Chemical Brothers

Dig Your Own Hole (Astralwerks ‘97) Rating: B-
Maybe now isn’t a good time for me to review this album. You see, it’s mid 1997, and all this electronica hype is really beginning to bug me. These guys (along with Prodigy) are the flag bearers of “the next big thing,” or so everybody seems to think. I’ve now listened to Dig Your Own Hole several times, and I can’t figure out what all the hype is about. Sure, the Chemical Brothers (Tom Rowlands and Ed Simons) obviously have extensive record collections, and they’re experts at deconstructing other people’s work and cleverly metamorphosing it into their own compositions.
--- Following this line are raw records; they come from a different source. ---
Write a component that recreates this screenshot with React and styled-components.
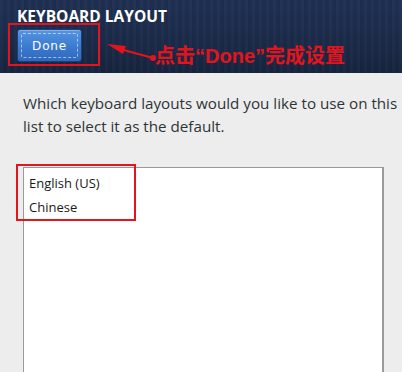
import styled, { createGlobalStyle } from "styled-components";

const GlobalStyle = createGlobalStyle`
  html, body { margin: 0; padding: 0; background: #ededed; }
  body { font-family: "Open Sans", "DejaVu Sans", sans-serif; }
`;

const Screen = styled.div`
  width: 402px;
  height: 372px;
  overflow: hidden;
  background: #ededed;
`;

/* dark top bar with the faint vertical streaks */
const Header = styled.header`
  height: 73px;
  box-sizing: border-box;
  padding: 9px 0 0 8px;
  background:
    repeating-linear-gradient(90deg, rgba(255,255,255,0.018) 0 3px, rgba(0,0,0,0.03) 3px 7px),
    linear-gradient(180deg, #1f3053 0%, #1b2a48 60%, #17243e 100%);
`;

const Title = styled.h1`
  margin: 0 0 0 9px;
  font-family: "Open Sans", sans-serif;
  font-size: 15.5px;
  font-weight: 700;
  color: #ffffff;
  line-height: 14px;
`;

const ActionRow = styled.div`
  display: flex;
  align-items: flex-start;
`;

/* red annotation frame drawn round the thing it points at */
const Highlight = styled.div`
  box-sizing: border-box;
  border: 2px solid #e3141c;
  padding: ${(p) => p.$pad};
`;

const DoneButton = styled.button`
  display: block;
  width: 65px;
  height: 33px;
  padding: 3px;
  border: 1px solid #1d3f78;
  border-radius: 3px;
  background: linear-gradient(180deg, #5595e0 0%, #3b7ad0 55%, #2f68bb 100%);
  box-shadow: inset 0 1px 0 rgba(255,255,255,0.25);
  cursor: pointer;
`;

const FocusRing = styled.span`
  display: flex;
  align-items: center;
  justify-content: center;
  height: 100%;
  box-sizing: border-box;
  border: 1px dashed rgba(255,255,255,0.55);
  border-radius: 2px;
  font-family: "DejaVu Sans", sans-serif;
  font-size: 12px;
  letter-spacing: 0.8px;
  color: #ffffff;
`;

const Arrow = styled.svg`
  margin: 17px 0 0 4px;
  overflow: visible;
  flex: none;
`;

const Note = styled.div`
  margin-top: 21px;
  font-family: "Liberation Sans", "Noto Sans CJK SC", sans-serif;
  font-size: 20px;
  font-weight: 700;
  line-height: 24px;
  color: #e3141c;
  white-space: nowrap;
`;

const Content = styled.main`
  padding: 19px 0 0 23px;
`;

const Prompt = styled.p`
  margin: 0;
  white-space: nowrap;
  font-family: "Open Sans", sans-serif;
  font-size: 15.2px;
  line-height: 23px;
  color: #2e3436;
`;

const LayoutList = styled.ul`
  position: relative;
  list-style: none;
  margin: 29px 0 0;
  padding: 3px 0 0 5px;
  width: 361px;
  height: 220px;
  box-sizing: border-box;
  background: #ffffff;
  border: 1px solid #9a9a9a;
  border-right-width: 2px;
`;

const LayoutItem = styled.li`
  font-family: "Open Sans", sans-serif;
  font-size: 13px;
  line-height: 24px;
  color: #1a1a1a;
`;

const ListMark = styled(Highlight)`
  position: absolute;
  left: -8px;
  top: -4px;
  width: 120px;
  height: 57px;
`;

const layouts = ["English (US)", "Chinese"];

export default function App() {
  return (
    <Screen>
      <GlobalStyle />
      <Header>
        <Title>KEYBOARD LAYOUT</Title>
        <ActionRow>
          <Highlight $pad="4px 16px 2px 7px">
            <DoneButton>
              <FocusRing>Done</FocusRing>
            </DoneButton>
          </Highlight>
          <Arrow width="51" height="24" viewBox="0 0 51 24">
            <line x1="12" y1="8" x2="49" y2="18" stroke="#e3141c" strokeWidth="2" />
            <polygon points="3,4 22,6 19,14" fill="#e3141c" />
            <circle cx="49" cy="18" r="3" fill="#e3141c" />
          </Arrow>
          <Note>点击“Done”完成设置</Note>
        </ActionRow>
      </Header>
      <Content>
        <Prompt>
          Which keyboard layouts would you like to use on this
          <br />
          list to select it as the default.
        </Prompt>
        <LayoutList>
          <ListMark />
          {layouts.map((l) => (
            <LayoutItem key={l}>{l}</LayoutItem>
          ))}
        </LayoutList>
      </Content>
    </Screen>
  );
}
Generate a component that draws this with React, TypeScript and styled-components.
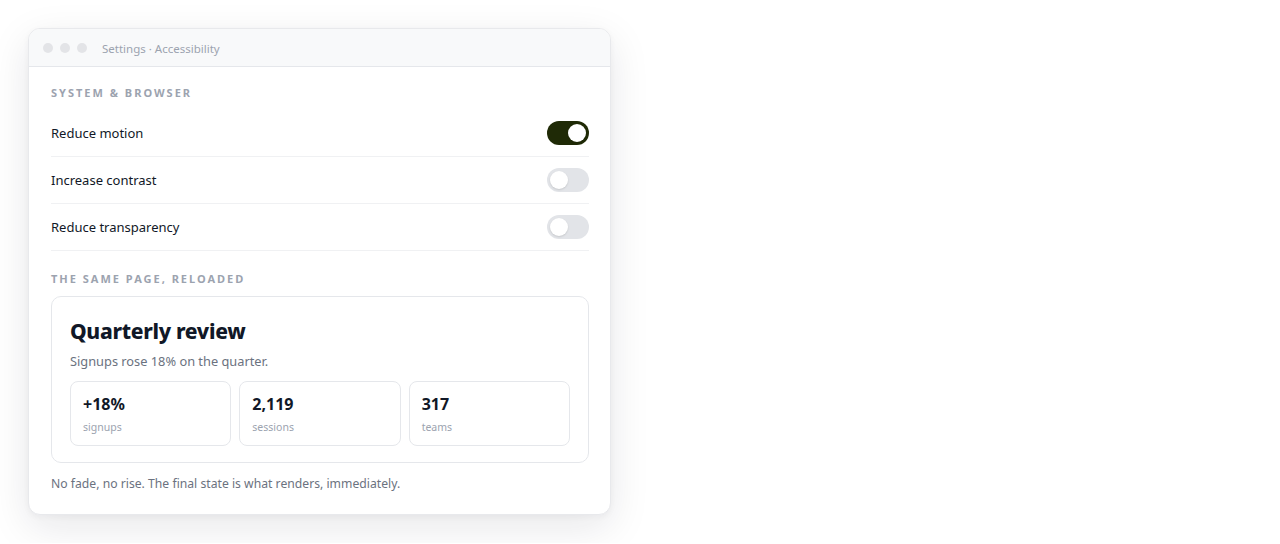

More importantly, I like the way they use hard-edged guitars and noisy samples over their big dance beats; Simons himself called these songs a “composite of a load of different sounds with a driving beat.” However, though I’m sure that most of these songs would sound great in a danceclub, listening to them on my stereo is another matter. My problem with the album is that it's numbingly repetitive; no matter how interesting these songs are at first, eventually I find myself getting bored with most of them. Despite being spiced up by singing cameos from the likes of Beth Orton and Oasis’ Noel Gallagher, not to mention an epic, excellent collaboration with the members of Mercury Rev called "Private Psychedelic Reel," Dig Your Own Hole too often takes the easy way out by simply hitting repeat, which eventually sounds about as exciting as a broken record.